Baroness Carnegy of Lour: Before the Minister sits down, I understood him to say that to put the defence of academic freedom on the face of the Bill would simply reiterate the Human Rights Act. If that is so, it must also be the case that it would be repeated in secondary legislation. Does he not realise that for all the discussions he might have with and agreement he might get from academics, this Chamber wants to approve the wording and, if necessary, amend it? We cannot amend secondary legislation. It would be a different matter to put such provisions into secondary legislation. I think he must realise that.
My noble friend mentioned that we have debated the subject before. I remember my late noble friend Lord Beloff making a magnificent speech about what academic freedom meant. His definitions mattered very much indeed. I believe that this Chamber exists for that purpose; that is, to ensure that the wording in which freedom is expressed should be satisfactory to Parliament, not just to academics, who might not get the full agreement of the noble Lord and find that they had lost out in their discussions. I believe the Minister should understand that. I do not see any reason why the provision should not be on the face of the Bill.

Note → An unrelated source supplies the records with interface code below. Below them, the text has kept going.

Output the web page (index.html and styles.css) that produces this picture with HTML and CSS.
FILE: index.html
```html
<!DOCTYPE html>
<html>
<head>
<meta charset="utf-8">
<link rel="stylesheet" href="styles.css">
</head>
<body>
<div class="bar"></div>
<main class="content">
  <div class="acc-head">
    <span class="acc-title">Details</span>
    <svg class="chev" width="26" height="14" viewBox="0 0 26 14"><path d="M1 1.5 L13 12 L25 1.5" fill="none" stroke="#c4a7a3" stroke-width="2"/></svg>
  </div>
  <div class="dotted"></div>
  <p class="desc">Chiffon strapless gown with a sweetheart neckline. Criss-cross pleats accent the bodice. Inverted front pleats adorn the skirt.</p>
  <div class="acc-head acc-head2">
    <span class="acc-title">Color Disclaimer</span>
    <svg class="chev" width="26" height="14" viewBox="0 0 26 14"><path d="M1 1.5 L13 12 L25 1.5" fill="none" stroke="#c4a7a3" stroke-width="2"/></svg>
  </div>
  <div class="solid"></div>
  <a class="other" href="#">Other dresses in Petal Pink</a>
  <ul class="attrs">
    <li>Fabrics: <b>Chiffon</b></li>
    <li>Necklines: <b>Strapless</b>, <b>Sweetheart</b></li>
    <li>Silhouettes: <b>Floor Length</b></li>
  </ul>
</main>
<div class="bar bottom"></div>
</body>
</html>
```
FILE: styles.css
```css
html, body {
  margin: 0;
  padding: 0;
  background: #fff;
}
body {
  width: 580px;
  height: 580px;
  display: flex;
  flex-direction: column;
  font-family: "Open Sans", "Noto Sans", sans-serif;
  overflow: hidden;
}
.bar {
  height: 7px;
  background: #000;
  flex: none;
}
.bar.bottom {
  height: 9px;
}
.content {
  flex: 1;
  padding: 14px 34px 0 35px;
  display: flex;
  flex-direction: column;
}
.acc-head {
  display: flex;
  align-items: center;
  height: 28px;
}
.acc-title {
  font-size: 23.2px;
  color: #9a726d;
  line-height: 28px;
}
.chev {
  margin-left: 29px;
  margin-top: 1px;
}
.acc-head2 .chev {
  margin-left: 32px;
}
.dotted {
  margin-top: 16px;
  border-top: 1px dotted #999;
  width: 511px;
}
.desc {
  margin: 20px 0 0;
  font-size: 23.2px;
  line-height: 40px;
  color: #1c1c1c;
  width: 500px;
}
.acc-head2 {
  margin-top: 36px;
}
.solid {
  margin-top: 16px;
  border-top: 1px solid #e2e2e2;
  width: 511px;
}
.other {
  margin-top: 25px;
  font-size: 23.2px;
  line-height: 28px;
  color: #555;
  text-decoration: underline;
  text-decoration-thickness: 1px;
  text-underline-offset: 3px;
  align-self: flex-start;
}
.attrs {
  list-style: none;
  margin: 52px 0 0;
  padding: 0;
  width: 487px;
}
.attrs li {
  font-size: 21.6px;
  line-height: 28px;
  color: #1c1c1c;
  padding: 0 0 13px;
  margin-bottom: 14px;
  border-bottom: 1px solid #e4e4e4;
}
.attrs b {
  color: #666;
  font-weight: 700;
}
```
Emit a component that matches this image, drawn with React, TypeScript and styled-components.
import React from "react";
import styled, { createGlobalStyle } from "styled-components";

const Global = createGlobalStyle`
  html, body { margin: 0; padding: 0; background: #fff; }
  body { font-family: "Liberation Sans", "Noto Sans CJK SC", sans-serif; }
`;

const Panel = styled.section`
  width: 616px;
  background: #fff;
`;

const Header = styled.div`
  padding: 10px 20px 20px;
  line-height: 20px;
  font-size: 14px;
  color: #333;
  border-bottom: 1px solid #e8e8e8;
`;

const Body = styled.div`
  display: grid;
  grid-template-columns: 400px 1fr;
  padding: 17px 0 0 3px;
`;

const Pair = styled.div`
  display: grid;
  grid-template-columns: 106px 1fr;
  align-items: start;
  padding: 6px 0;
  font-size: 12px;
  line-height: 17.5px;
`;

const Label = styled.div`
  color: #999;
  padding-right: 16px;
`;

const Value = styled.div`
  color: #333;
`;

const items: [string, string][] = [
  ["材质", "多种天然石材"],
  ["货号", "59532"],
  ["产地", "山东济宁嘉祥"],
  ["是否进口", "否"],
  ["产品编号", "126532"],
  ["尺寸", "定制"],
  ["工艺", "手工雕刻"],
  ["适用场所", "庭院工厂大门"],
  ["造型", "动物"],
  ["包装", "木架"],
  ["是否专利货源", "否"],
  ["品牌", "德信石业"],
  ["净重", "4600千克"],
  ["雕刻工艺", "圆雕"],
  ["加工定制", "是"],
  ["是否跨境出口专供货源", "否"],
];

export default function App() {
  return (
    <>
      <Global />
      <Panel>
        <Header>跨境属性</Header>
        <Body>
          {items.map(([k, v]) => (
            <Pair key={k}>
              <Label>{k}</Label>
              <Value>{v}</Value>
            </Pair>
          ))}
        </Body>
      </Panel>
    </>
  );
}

There may have to be other provisions in secondary legislation, but this provision should be placed on the face of the Bill. When we come to debate the matter again, if the noble Lord cannot help us in this matter I hope that we shall make the Government do that.
Lord Sainsbury of Turville: To be absolutely clear about this issue, we have a Human Rights Act. It has very clear rights for people. It was no doubt drafted with great care to cover the point of freedom of expression. The point that I was making was that if one put something on the face of the Bill, it would have to be expressed in largely similar terms. They would not add great value to the Bill, given that one has the human rights legislation which prevents people altering the secondary legislation in an unsatisfactory way. That is the point I was trying to make. I think that it is a valid one to make in this case.